Ringfort (Cashel), Knockaluskraun, Co. Clare
Co. Clare |
Ringforts
In the rural townland of Knockaluskraun, in County Clare, there sits a cashel: a ringfort built not from earthen banks, as was common across much of Ireland, but from dry-stone walling.
These circular enclosures, constructed primarily during the early medieval period between roughly the fifth and twelfth centuries, served as farmsteads and status markers for farming families and minor lords. They are found in their thousands across Ireland, yet each one occupies its own particular patch of ground, shaped by local geology, local politics, and local memory. The cashel at Knockaluskraun is one such site, quietly present in the Clare landscape and largely unexamined in the public record.
The place-name itself rewards a little attention.
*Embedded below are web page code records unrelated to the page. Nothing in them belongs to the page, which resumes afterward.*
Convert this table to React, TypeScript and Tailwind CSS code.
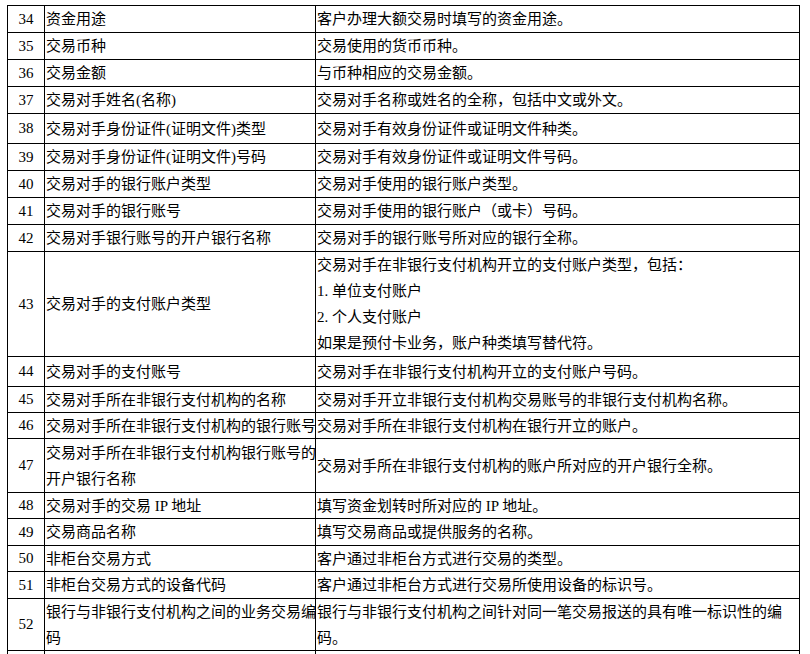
type Row = {
  no: string;
  name: string[];
  desc: string[];
  h: string;
};

const rows: Row[] = [
  { no: "34", name: ["资金用途"], desc: ["客户办理大额交易时填写的资金用途。"], h: "h-[27px]" },
  { no: "35", name: ["交易币种"], desc: ["交易使用的货币币种。"], h: "h-[27px]" },
  { no: "36", name: ["交易金额"], desc: ["与币种相应的交易金额。"], h: "h-[27px]" },
  { no: "37", name: ["交易对手姓名(名称)"], desc: ["交易对手名称或姓名的全称，包括中文或外文。"], h: "h-[27px]" },
  { no: "38", name: ["交易对手身份证件(证明文件)类型"], desc: ["交易对手有效身份证件或证明文件种类。"], h: "h-[30px]" },
  { no: "39", name: ["交易对手身份证件(证明文件)号码"], desc: ["交易对手有效身份证件或证明文件号码。"], h: "h-[27px]" },
  { no: "40", name: ["交易对手的银行账户类型"], desc: ["交易对手使用的银行账户类型。"], h: "h-[27px]" },
  { no: "41", name: ["交易对手的银行账号"], desc: ["交易对手使用的银行账户（或卡）号码。"], h: "h-[27px]" },
  { no: "42", name: ["交易对手银行账号的开户银行名称"], desc: ["交易对手的银行账号所对应的银行全称。"], h: "h-[27px]" },
  {
    no: "43",
    name: ["交易对手的支付账户类型"],
    desc: [
      "交易对手在非银行支付机构开立的支付账户类型，包括：",
      "1. 单位支付账户",
      "2. 个人支付账户",
      "如果是预付卡业务，账户种类填写替代符。",
    ],
    h: "h-[105px]",
  },
  { no: "44", name: ["交易对手的支付账号"], desc: ["交易对手在非银行支付机构开立的支付账户号码。"], h: "h-[30px]" },
  { no: "45", name: ["交易对手所在非银行支付机构的名称"], desc: ["交易对手开立非银行支付机构交易账号的非银行支付机构名称。"], h: "h-[26px]" },
  { no: "46", name: ["交易对手所在非银行支付机构的银行账号"], desc: ["交易对手所在非银行支付机构在银行开立的账户。"], h: "h-[26px]" },
  {
    no: "47",
    name: ["交易对手所在非银行支付机构银行账号的", "开户银行名称"],
    desc: ["交易对手所在非银行支付机构的账户所对应的开户银行全称。"],
    h: "h-[54px]",
  },
  { no: "48", name: ["交易对手的交易 IP 地址"], desc: ["填写资金划转时所对应的 IP 地址。"], h: "h-[26px]" },
  { no: "49", name: ["交易商品名称"], desc: ["填写交易商品或提供服务的名称。"], h: "h-[27px]" },
  { no: "50", name: ["非柜台交易方式"], desc: ["客户通过非柜台方式进行交易的类型。"], h: "h-[26px]" },
  { no: "51", name: ["非柜台交易方式的设备代码"], desc: ["客户通过非柜台方式进行交易所使用设备的标识号。"], h: "h-[27px]" },
  {
    no: "52",
    name: ["银行与非银行支付机构之间的业务交易编", "码"],
    desc: ["银行与非银行支付机构之间针对同一笔交易报送的具有唯一标识性的编", "码。"],
    h: "h-[52px]",
  },
  { no: "", name: [], desc: [], h: "h-[30px]" },
];

function Lines({ lines }: { lines: string[] }) {
  return (
    <div className="leading-[26px]">
      {lines.map((l, i) => (
        <div key={i} className="whitespace-nowrap">
          {l}
        </div>
      ))}
    </div>
  );
}

export default function App() {
  return (
    <div
      className="min-h-screen bg-white text-[15px] text-black pt-[5px] pl-[7px] overflow-hidden"
      style={{ fontFamily: '"Liberation Serif", "Noto Sans CJK SC", serif' }}
    >
      <div className="w-[793px] border-l border-t border-black">
        {rows.map((r, i) => (
          <div key={i} className={`flex border-b border-black ${r.h}`}>
            <div className="w-[37px] shrink-0 border-r border-black flex items-center justify-center">
              {r.no}
            </div>
            <div className="w-[271px] shrink-0 border-r border-black flex items-center pl-px">
              <Lines lines={r.name} />
            </div>
            <div className="w-[484px] shrink-0 border-r border-black flex items-center pl-px">
              <Lines lines={r.desc} />
            </div>
          </div>
        ))}
      </div>
    </div>
  );
}
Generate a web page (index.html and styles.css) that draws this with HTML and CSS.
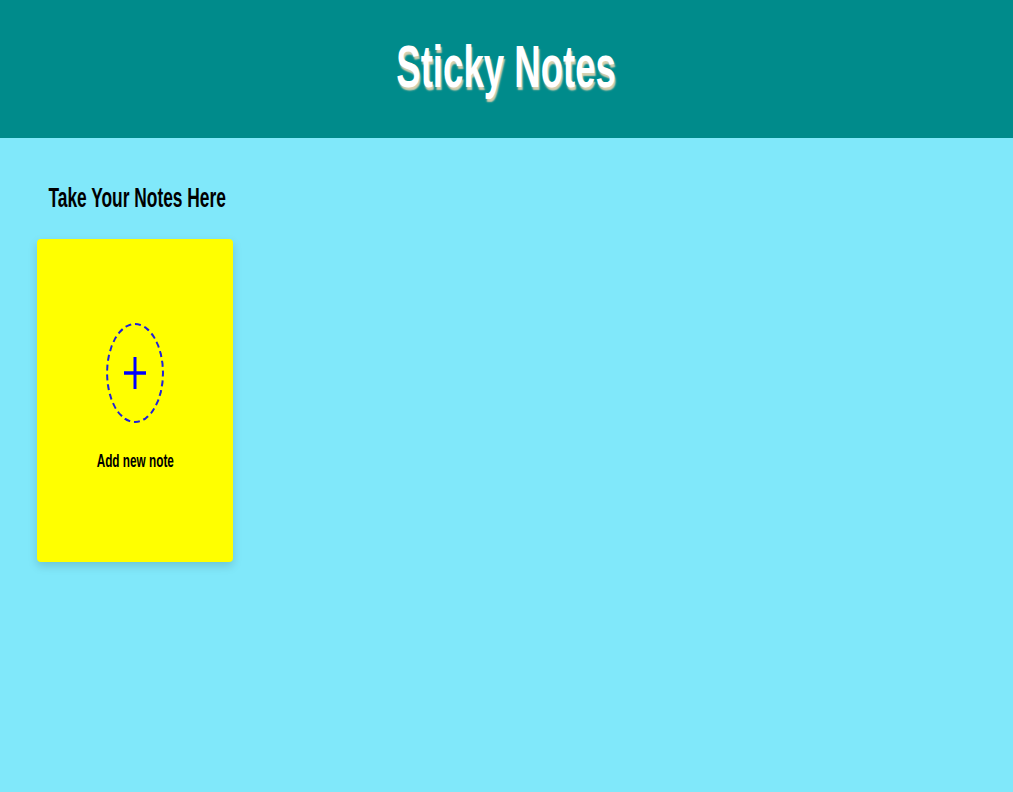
FILE: index.html
```html
<!DOCTYPE html>
<html>
<head>
<meta charset="utf-8">
<link rel="stylesheet" href="styles.css">
</head>
<body>
<header class="top">
  <h1 class="title"><span class="narrow">Sticky Notes</span></h1>
</header>
<main class="board">
  <section class="column">
    <h2 class="subtitle"><span class="narrow">Take Your Notes Here</span></h2>
    <div class="note add-note">
      <div class="ring">
        <svg class="plus" width="24" height="34" viewBox="0 0 24 34">
          <line x1="12" y1="1" x2="12" y2="33" stroke="#0000ff" stroke-width="3"/>
          <line x1="1" y1="17" x2="23" y2="17" stroke="#0000ff" stroke-width="3.5"/>
        </svg>
      </div>
      <p class="add-label"><span class="narrow">Add new note</span></p>
    </div>
  </section>
</main>
</body>
</html>
```
FILE: styles.css
```css
html, body {
  margin: 0;
  padding: 0;
}
body {
  background: #80e8fa;
  font-family: "Liberation Sans", Arial, sans-serif;
  min-height: 792px;
}
.narrow {
  display: inline-block;
  transform: scaleX(0.62);
  transform-origin: center;
  white-space: nowrap;
}
.top {
  height: 138px;
  background: #008b8b;
  display: flex;
  align-items: center;
  justify-content: center;
}
.title {
  margin: 0;
  font-size: 59px;
  font-weight: bold;
  color: #ffffff;
  text-shadow: 2px 3px 2px #d8d0b0;
  line-height: 1;
  padding-bottom: 4px;
}
.board {
  padding: 0 37px;
}
.column {
  width: 196px;
  display: flex;
  flex-direction: column;
  align-items: center;
}
.subtitle {
  margin: 44px 0 0;
  padding-left: 5px;
  height: 57px;
  font-size: 28px;
  font-weight: bold;
  color: #000;
  line-height: 31px;
}
.note {
  width: 196px;
  height: 323px;
  background: #ffff00;
  border-radius: 4px;
  box-shadow: 0 4px 10px rgba(0, 0, 0, 0.15);
  box-sizing: border-box;
}
.add-note {
  display: flex;
  flex-direction: column;
  align-items: center;
  padding-top: 84px;
}
.ring {
  width: 58px;
  height: 100px;
  box-sizing: border-box;
  border: 2px dashed #2020d8;
  border-radius: 50%;
  display: flex;
  align-items: center;
  justify-content: center;
}
.add-label {
  margin: 26px 0 0;
  font-size: 19px;
  font-weight: bold;
  color: #000;
  line-height: 24px;
}
```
Knockaluskraun derives from the Irish, most likely incorporating "cnoc", meaning hill, pointing to an elevated or at least slightly raised position in the terrain, which would have been a practical consideration for anyone building a defended enclosure. Clare is a county well supplied with such sites, its limestone-rich environment making dry-stone construction a natural choice where loose rock lay close to the surface. A cashel's walls, sometimes several metres thick at their base, would have enclosed a family's dwelling, outbuildings, and animals, providing protection against raiders and a visible declaration of territorial occupation. Beyond that general context, the specific history of this particular enclosure, its builders, its occupation history, and its present condition, remains to be properly documented and made available.